Sentendosi braccato, Paty aveva chiesto a quest’ultimo di accompagnarlo a casa (situata a meno di due chilometri dalla scuola, nel comune limitrofo di Éragny) al termine delle lezioni: perché aveva paura di tornare a piedi da solo come era abituato a fare prima dell’affaire delle vignette e della conseguente polemica. «Non lo riconoscevo più. Aveva chiaramente paura (…). Nascondeva il suo volto. Mi ha detto di non lasciarlo davanti a casa sua (…). Non ha parlato durante tutto il tragitto, era chiuso in se stesso», ha dichiarato ai poliziotti il collega di matematica. Altro fatto che conferma la preoccupazione di Paty e la sua solitudine: le sue ricerche su Google.

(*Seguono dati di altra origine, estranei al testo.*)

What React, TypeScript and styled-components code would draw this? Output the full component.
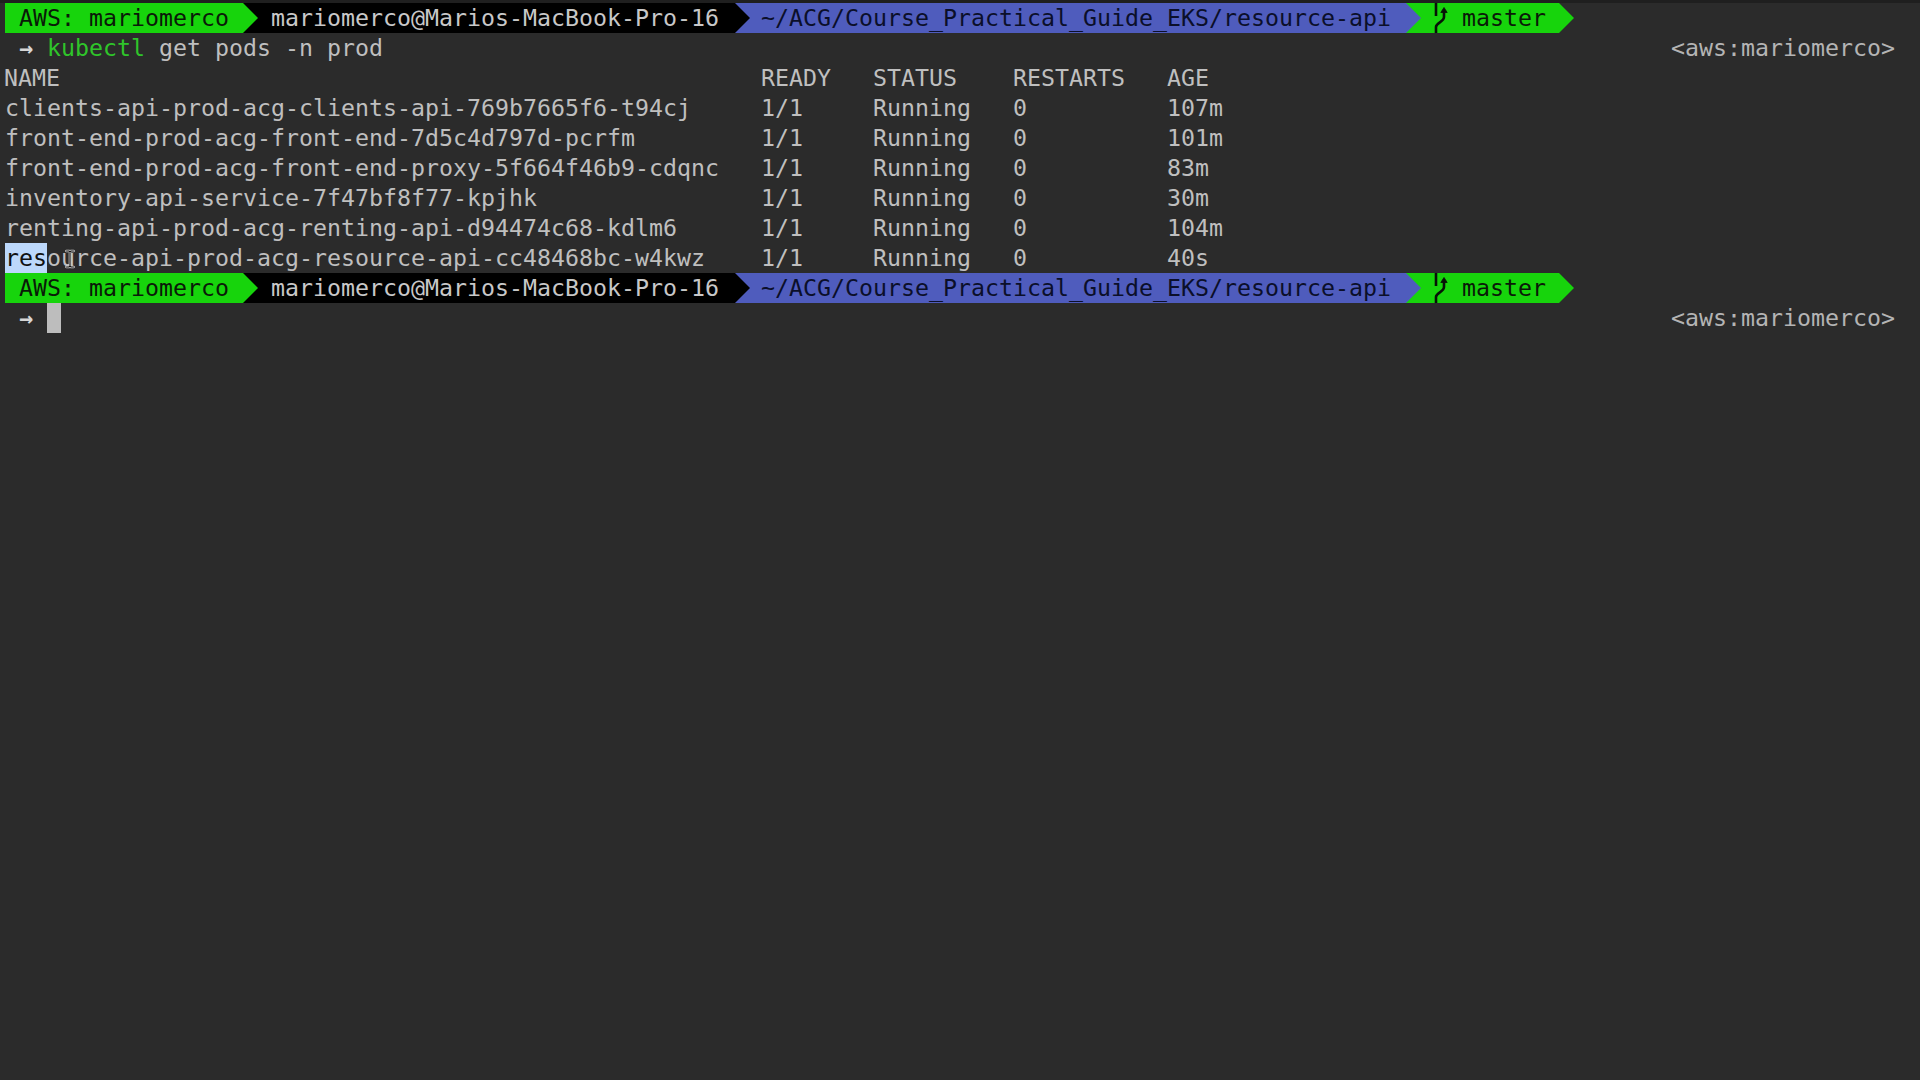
import React, { FC } from 'react';
import styled, { createGlobalStyle } from 'styled-components';

const GlobalStyle = createGlobalStyle`
  html, body {
    margin: 0;
    height: 100%;
    background: #2b2b2b;
  }
`;

const Terminal = styled.div`
  box-sizing: border-box;
  width: 1920px;
  height: 1080px;
  overflow: hidden;
  background: #2b2b2b;
  border-top: 3px solid #1f1f1f;
  color: #bfbfbf;
  font-family: 'DejaVu Sans Mono', 'Liberation Mono', monospace;
  font-size: 23.26px;
  line-height: 30px;
  white-space: pre;
`;

const PromptBar = styled.div`
  display: flex;
  height: 30px;
  padding-left: 5px;
`;

const Segment = styled.div<{ $bg: string; $fg: string; $width: number; $z: number; $pad: number }>`
  position: relative;
  z-index: ${(p) => p.$z};
  box-sizing: border-box;
  display: flex;
  align-items: center;
  gap: 10px;
  width: ${(p) => p.$width}px;
  padding-left: ${(p) => p.$pad}px;
  background: ${(p) => p.$bg};
  color: ${(p) => p.$fg};

  &::after {
    content: '';
    position: absolute;
    top: 0;
    left: 100%;
    border-style: solid;
    border-width: 15px 0 15px 15px;
    border-color: transparent transparent transparent ${(p) => p.$bg};
  }
`;

const CommandLine = styled.div`
  display: flex;
  justify-content: space-between;
  height: 30px;
  padding: 0 25px 0 19px;
`;

const PromptText = styled.div`
  display: flex;
`;

const Arrow = styled.span`
  width: 28px;
  color: #d6d6d6;
  font-weight: 700;
`;

const Command = styled.span`
  color: #2fc52a;
`;

const RightPrompt = styled.span`
  color: #b4b4b4;
`;

const PodGrid = styled.div`
  display: grid;
  grid-template-columns: 756px 112px 140px 154px 1fr;
  grid-auto-rows: 30px;
  padding-left: 5px;
`;

const HeaderCell = styled.div<{ $first?: boolean }>`
  margin-left: ${(p) => (p.$first ? -1 : 0)}px;
`;

const Cell = styled.div``;

const NameCell = styled.div`
  position: relative;
`;

const Selection = styled.span`
  background: #bcd8fb;
  color: #111111;
  display: inline-block;
  height: 30px;
`;

const IBeam = styled.svg`
  position: absolute;
  left: 58px;
  top: 6px;
`;

const Cursor = styled.span`
  display: block;
  width: 14px;
  height: 30px;
  background: #bdbdbd;
`;

const BranchGlyph = styled.svg`
  flex: none;
  margin-left: -3px;
`;

const BranchIcon: FC = () => (
  <BranchGlyph width="18" height="30" viewBox="0 0 18 30" fill="none" stroke="#071207" strokeWidth="2.6">
    <path d="M2 0V13" />
    <path d="M2 30V24C2 19.5 10 19 10 14V7" />
    <path d="M6.8 9.5L10 4.5L13.2 9.5Z" fill="#071207" strokeWidth="0.8" />
  </BranchGlyph>
);

const Prompt: FC = () => (
  <PromptBar>
    <Segment $bg="#17d40c" $fg="#0a1a08" $width={238} $z={4} $pad={14}>AWS: mariomerco</Segment>
    <Segment $bg="#000000" $fg="#c8c8c8" $width={492} $z={3} $pad={28}>mariomerco@Marios-MacBook-Pro-16</Segment>
    <Segment $bg="#4f5cbd" $fg="#0b0f2a" $width={671} $z={2} $pad={26}>~/ACG/Course_Practical_Guide_EKS/resource-api</Segment>
    <Segment $bg="#17d40c" $fg="#0a1a08" $width={153} $z={1} $pad={31}><BranchIcon />master</Segment>
  </PromptBar>
);

type Pod = { name: string; restarts: string; age: string };

const pods: Pod[] = [
  { name: 'clients-api-prod-acg-clients-api-769b7665f6-t94cj', restarts: '0', age: '107m' },
  { name: 'front-end-prod-acg-front-end-7d5c4d797d-pcrfm', restarts: '0', age: '101m' },
  { name: 'front-end-prod-acg-front-end-proxy-5f664f46b9-cdqnc', restarts: '0', age: '83m' },
  { name: 'inventory-api-service-7f47bf8f77-kpjhk', restarts: '0', age: '30m' },
  { name: 'renting-api-prod-acg-renting-api-d94474c68-kdlm6', restarts: '0', age: '104m' },
];

const App: FC = () => (
  <Terminal>
    <GlobalStyle />
    <Prompt />
    <CommandLine>
      <PromptText>
        <Arrow>→</Arrow>
        <span>
          <Command>kubectl</Command> get pods -n prod
        </span>
      </PromptText>
      <RightPrompt>&lt;aws:mariomerco&gt;</RightPrompt>
    </CommandLine>
    <PodGrid>
      <HeaderCell $first>NAME</HeaderCell>
      <HeaderCell>READY</HeaderCell>
      <HeaderCell>STATUS</HeaderCell>
      <HeaderCell>RESTARTS</HeaderCell>
      <HeaderCell>AGE</HeaderCell>
      {pods.map((pod) => (
        <React.Fragment key={pod.name}>
          <Cell>{pod.name}</Cell>
          <Cell>1/1</Cell>
          <Cell>Running</Cell>
          <Cell>{pod.restarts}</Cell>
          <Cell>{pod.age}</Cell>
        </React.Fragment>
      ))}
      <NameCell>
        <Selection>res</Selection>ource-api-prod-acg-resource-api-cc48468bc-w4kwz
        <IBeam width="14" height="20" viewBox="0 0 14 20" fill="none" strokeLinecap="round">
          <path d="M3.5 2H6L7 3L8 2H10.5M7 3V17M3.5 18H6L7 17L8 18H10.5" stroke="#d8d8d8" strokeWidth="2.6" />
          <path d="M3.5 2H6L7 3L8 2H10.5M7 3V17M3.5 18H6L7 17L8 18H10.5" stroke="#111111" strokeWidth="1.1" />
        </IBeam>
      </NameCell>
      <Cell>1/1</Cell>
      <Cell>Running</Cell>
      <Cell>0</Cell>
      <Cell>40s</Cell>
    </PodGrid>
    <Prompt />
    <CommandLine>
      <PromptText>
        <Arrow>→</Arrow>
        <Cursor />
      </PromptText>
      <RightPrompt>&lt;aws:mariomerco&gt;</RightPrompt>
    </CommandLine>
  </Terminal>
);

export default App;
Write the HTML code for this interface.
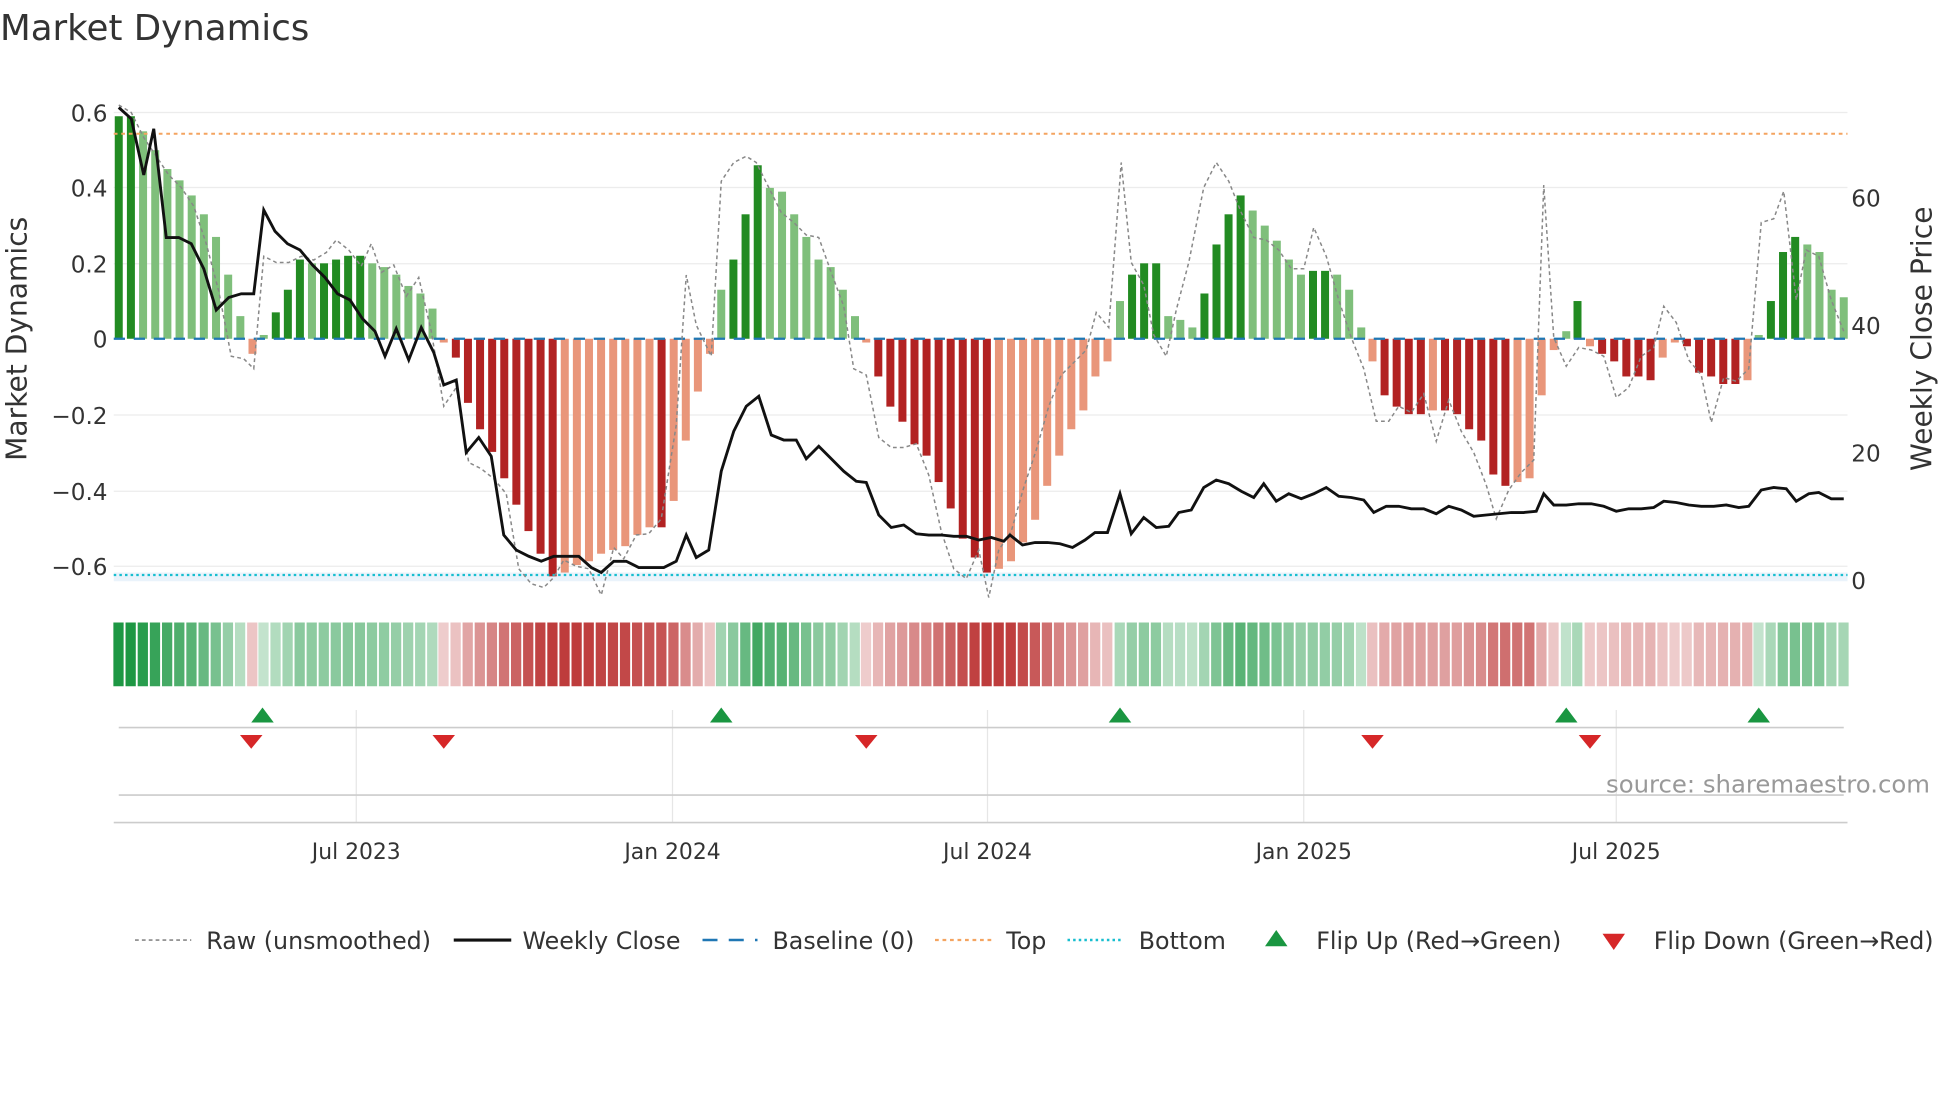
<!DOCTYPE html>
<html><head><meta charset="utf-8"><style>
html,body{margin:0;padding:0;background:#fff;overflow:hidden}
svg{display:block;font-family:"DejaVu Sans","Liberation Sans",sans-serif}
</style></head><body>
<svg id="s" width="1960" height="1102" viewBox="0 0 1568 881.6" xmlns="http://www.w3.org/2000/svg">
<text x="0" y="32" font-size="28.5" fill="#333">Market Dynamics</text>
<g stroke="#ececec" stroke-width="1">
<line x1="91" y1="90" x2="1478" y2="90"/><line x1="91" y1="150" x2="1478" y2="150"/><line x1="91" y1="211" x2="1478" y2="211"/>
<line x1="91" y1="332" x2="1478" y2="332"/><line x1="91" y1="393" x2="1478" y2="393"/><line x1="91" y1="453" x2="1478" y2="453"/>
</g>
<rect x="91" y="458" width="1387" height="7" fill="#eaf3fb"/>
<g id="bars"></g>
<line x1="91" y1="107" x2="1478" y2="107" stroke="#f4a460" stroke-width="1.6" stroke-dasharray="3,3"/>
<line x1="91" y1="460" x2="1478" y2="460" stroke="#17becf" stroke-width="1.8" stroke-dasharray="2,2.5"/>
<line x1="91" y1="271" x2="1478" y2="271" stroke="#1f77b4" stroke-width="1.8" stroke-dasharray="9,7"/>
<polyline id="raw" fill="none" stroke="#888" stroke-width="1.2" stroke-dasharray="3,2.5"/>
<polyline id="close" fill="none" stroke="#111" stroke-width="2.3"/>
<g font-size="18.5" fill="#333" text-anchor="end">
<text x="86" y="97">0.6</text><text x="86" y="157">0.4</text><text x="86" y="218">0.2</text><text x="86" y="278">0</text>
<text x="86" y="339">−0.2</text><text x="86" y="400">−0.4</text><text x="86" y="460">−0.6</text>
</g>
<g font-size="18.5" fill="#333">
<text x="1481" y="165">60</text><text x="1481" y="267">40</text><text x="1481" y="369">20</text><text x="1481" y="471">0</text>
</g>
<text transform="translate(21,271) rotate(-90)" font-size="22.5" fill="#333" text-anchor="middle">Market Dynamics</text>
<text transform="translate(1545,271) rotate(-90)" font-size="22.5" fill="#333" text-anchor="middle">Weekly Close Price</text>
<g id="heat"></g>
<g stroke="#e6e6e6" stroke-width="1">
<line x1="285" y1="568" x2="285" y2="658"/><line x1="538" y1="568" x2="538" y2="658"/><line x1="790" y1="568" x2="790" y2="658"/><line x1="1043" y1="568" x2="1043" y2="658"/><line x1="1293" y1="568" x2="1293" y2="658"/>
</g>
<line x1="95" y1="582" x2="1475" y2="582" stroke="#ccc" stroke-width="1.3"/>
<line x1="95" y1="636" x2="1475" y2="636" stroke="#ccc" stroke-width="1.3"/>
<line x1="91" y1="658" x2="1478" y2="658" stroke="#ccc" stroke-width="1.3"/>
<g fill="#1a9641" id="up"></g>
<g fill="#d62728" id="dn"></g>
<text x="1544" y="634" font-size="19.5" fill="#999" text-anchor="end">source: sharemaestro.com</text>
<g font-size="17.5" fill="#333" text-anchor="middle">
<text x="285" y="687">Jul 2023</text><text x="538" y="687">Jan 2024</text><text x="790" y="687">Jul 2024</text><text x="1043" y="687">Jan 2025</text><text x="1293" y="687">Jul 2025</text>
</g>
<g font-size="19" fill="#333">
<line x1="108" y1="752" x2="153" y2="752" stroke="#888" stroke-width="1.3" stroke-dasharray="3,2.5"/>
<text x="165" y="759">Raw (unsmoothed)</text>
<line x1="363" y1="752" x2="409" y2="752" stroke="#111" stroke-width="2.5"/>
<text x="418" y="759">Weekly Close</text>
<line x1="562" y1="752" x2="606" y2="752" stroke="#1f77b4" stroke-width="2" stroke-dasharray="12,9"/>
<text x="618" y="759">Baseline (0)</text>
<line x1="748" y1="752" x2="793" y2="752" stroke="#f4a460" stroke-width="1.8" stroke-dasharray="3,3"/>
<text x="805" y="759">Top</text>
<line x1="854" y1="752" x2="899" y2="752" stroke="#17becf" stroke-width="2" stroke-dasharray="2,2.5"/>
<text x="911" y="759">Bottom</text>
<polygon points="1012,757 1030,757 1021,744" fill="#1a9641"/>
<text x="1053" y="759">Flip Up (Red→Green)</text>
<polygon points="1282,747 1300,747 1291,760" fill="#d62728"/>
<text x="1323" y="759">Flip Down (Green→Red)</text>
</g>
</svg>
<script>
var NS="http://www.w3.org/2000/svg";
function el(p,t,a){var e=document.createElementNS(NS,t);for(var k in a)e.setAttribute(k,a[k]);document.getElementById(p).appendChild(e);return e;}
var segs=[
[95,202,[0.59,0.59,0.55,0.5,0.45,0.42,0.38,0.33,0.27,0.17,0.06,-0.04]],
[211,346,[0.01,0.07,0.13,0.21,0.2,0.2,0.21,0.22,0.22,0.2,0.19,0.17,0.14,0.12,0.08]],
[355,568,[-0.01,-0.05,-0.17,-0.24,-0.3,-0.37,-0.44,-0.51,-0.57,-0.63,-0.62,-0.6,-0.59,-0.57,-0.56,-0.55,-0.52,-0.5,-0.5,-0.43,-0.27,-0.14,-0.04]],
[577,684,[0.13,0.21,0.33,0.46,0.4,0.39,0.33,0.27,0.21,0.19,0.13,0.06]],
[693,886,[-0.01,-0.1,-0.18,-0.22,-0.28,-0.31,-0.38,-0.45,-0.53,-0.58,-0.62,-0.61,-0.59,-0.54,-0.48,-0.39,-0.31,-0.24,-0.19,-0.1,-0.06]],
[896,1089,[0.1,0.17,0.2,0.2,0.06,0.05,0.03,0.12,0.25,0.33,0.38,0.34,0.3,0.26,0.21,0.17,0.18,0.18,0.17,0.13,0.03]],
[1098,1243,[-0.06,-0.15,-0.18,-0.2,-0.2,-0.19,-0.19,-0.2,-0.24,-0.27,-0.36,-0.39,-0.38,-0.37,-0.15,-0.03]],
[1253,1262,[0.02,0.1]],
[1272,1398,[-0.02,-0.04,-0.06,-0.1,-0.1,-0.11,-0.05,-0.01,-0.02,-0.09,-0.1,-0.12,-0.12,-0.11]],
[1407,1475,[0.01,0.1,0.23,0.27,0.25,0.23,0.13,0.11]]];
var all=[];
segs.forEach(function(s){var n=s[2].length;for(var i=0;i<n;i++){all.push([n>1?s[0]+(s[1]-s[0])*i/(n-1):s[0],s[2][i]]);}});
var prev=0;
all.forEach(function(b){var v=b[1],inc=Math.abs(v)>=Math.abs(prev)-0.001&&(prev*v>=0||prev==0);
var c=v>=0?(inc?"#228b22":"#7fbf7b"):(inc?"#b22222":"#e9967a");
var y0=271,h=Math.abs(v)*301.7;
el("bars","rect",{x:b[0]-3.2,y:v>=0?y0-h:y0,width:6.4,height:Math.max(h,1),fill:c});
var m=Math.min(Math.abs(v)/0.6,1),a=0.25+0.75*m;
var base=v>=0?[26,150,65]:[190,60,60];
var r=Math.round(255+(base[0]-255)*a),g=Math.round(255+(base[1]-255)*a),bb=Math.round(255+(base[2]-255)*a);
el("heat","rect",{x:b[0]-4.3,y:498,width:8.2,height:51,fill:"rgb("+r+","+g+","+bb+")"});
prev=v;});
var close="95,86 105,95 115,140 123,103 133,190 143,190 153,195 163,215 173,248 183,238 193,235 203,235 211,168 220,185 230,195 240,200 250,212 260,222 270,235 280,240 290,255 300,265 308,285 317,263 327,288 337,262 347,282 355,308 365,304 373,362 383,350 393,365 403,428 413,440 423,445 433,449 443,445 453,445 463,445 473,454 481,458 491,449 501,449 511,454 521,454 531,454 541,449 549,428 557,446 567,440 577,377 587,345 597,325 607,317 617,348 627,352 637,352 645,367 655,357 665,367 675,377 685,385 693,386 703,412 713,422 723,420 733,427 743,428 753,428 763,429 773,429 783,432 793,430 803,433 808,428 818,436 828,434 838,434 848,435 858,438 868,432 876,426 886,426 896,395 905,427 915,414 925,422 935,421 943,410 953,408 963,390 973,384 983,387 993,393 1003,398 1011,387 1021,401 1031,395 1041,399 1051,395 1061,390 1071,397 1081,398 1091,400 1099,410 1109,405 1119,405 1129,407 1139,407 1149,411 1159,405 1169,408 1179,413 1189,412 1199,411 1209,410 1219,410 1229,409 1235,395 1243,404 1253,404 1263,403 1273,403 1283,405 1293,409 1303,407 1313,407 1323,406 1331,401 1341,402 1351,404 1361,405 1371,405 1381,404 1391,406 1399,405 1409,392 1419,390 1429,391 1437,401 1447,395 1455,394 1465,399 1475,399";
var raw="95,84 105,90 115,110 125,125 135,140 145,150 155,165 165,195 175,233 185,285 195,287 203,295 211,205 221,210 231,210 241,205 251,208 261,202 269,192 279,200 289,213 297,195 305,218 315,212 325,237 335,222 345,265 355,325 365,310 375,370 385,375 395,383 405,395 415,455 425,467 435,470 443,462 451,448 461,453 471,455 481,476 491,438 499,447 509,428 519,427 529,415 541,340 549,220 557,260 569,285 577,145 587,130 597,125 605,130 615,150 625,170 635,178 645,188 655,190 665,218 675,245 683,295 693,300 703,350 713,358 723,358 733,355 743,380 753,425 763,455 773,463 783,440 791,478 799,440 809,425 819,390 829,360 839,325 849,300 859,290 869,280 877,250 887,262 897,130 905,210 915,228 923,268 933,285 941,248 951,210 963,150 973,130 983,145 993,170 1003,190 1013,192 1023,200 1033,215 1043,215 1051,182 1061,205 1071,240 1081,270 1091,295 1101,337 1111,337 1119,325 1129,330 1139,315 1149,353 1159,320 1169,345 1179,362 1189,388 1197,415 1207,392 1217,378 1227,368 1235,148 1243,270 1253,293 1263,278 1273,280 1283,285 1293,318 1303,310 1313,285 1323,278 1331,245 1341,258 1351,288 1361,300 1369,338 1379,302 1389,305 1399,295 1409,178 1419,175 1427,153 1437,240 1445,200 1455,205 1465,240 1475,265";
document.getElementById("close").setAttribute("points",close);
document.getElementById("raw").setAttribute("points",raw);
[210,577,896,1253,1407].forEach(function(x){el("up","polygon",{points:(x-9)+",578 "+(x+9)+",578 "+x+",566"});});
[201,355,693,1098,1272].forEach(function(x){el("dn","polygon",{points:(x-9)+",588 "+(x+9)+",588 "+x+",599"});});
</script>
</body></html>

Le ricerche su Google e un martello nello zaino

Due giorni prima del dramma, scrive infatti il suo nome e cognome sulla barra di ricerca per vedere quali sono le informazioni e le minacce che circolano su internet contro di lui. Il giorno dell’attentato, il 16 ottobre 2020, il docente di storia e geografia pranza con il collega di matematica nella sala professori e gli chiede nuovamente di accompagnarlo a casa dopo i corsi. «Ho dovuto dirgli di no per via della mia agenda. Andava su e giù per la sala professori. Penso che quel giorno non si fosse lavato, aveva una barba che spuntava mentre di solito era rasato», ha testimoniato il professore di matematica.

Gli inquirenti hanno scoperto inoltre la presenza di un martello nello zaino di Samuel Paty, con il quale con tutta probabilità sperava di difendersi, e le immagini di videosorveglianza del 16 ottobre 2020 lo mostrano incappucciato all’uscita da scuola: un modo per provare a nascondersi.

Le colpe dello Stato per la morte di Paty

La sera dell’assassinio, davanti alla rettrice dell’Académie de Versailles, l’addetto alla sicurezza del Collège du Bois d’Aulne ha raccontato agli inquirenti di aver manifestato apertamente la sua frustrazione per il modo in cui è stato trattato Paty. «Le ho chiesto perché nessuno lo aveva protetto. È uscita tutta la mia rabbia…», ha raccontato l’addetto alla sicurezza. Il giorno in cui l’affaire delle vignette ha iniziato a circolare sul web, la scuola è stata ricoperta da una valanga di minacce provenienti da ogni angolo della terra. «Ho ricevuto chiamate da tutto il mondo, Canada, Marocco, Stati Uniti e altri che avevano sentito ciò che era accaduto a scuola», ha dichiarato l’addetto alla sicurezza durante la sua audizione del 29 settembre scorso, ricordando le frasi violente di «tutti i musulmani del mondo», che invitavano a «insultare e a infamare la scuola fino a quando il professore non sarebbe stato licenziato».

Nel dossier Paty sono 14 le persone attualmente sotto inchiesta. Dopo la denuncia della famiglia del professore, è stato aperto in aprile un altro fascicolo giudiziario da parte della procura di Parigi per mancata assistenza a una persona in pericolo e mancato impedimento di crimine. L’avvocato della famiglia Paty, Virginie Le Roy, aveva parlato di «colpe sia da parte dell’Éducation nationale (il ministero dell’Istruzione, ndr) sia da parte del ministero dell’Interno».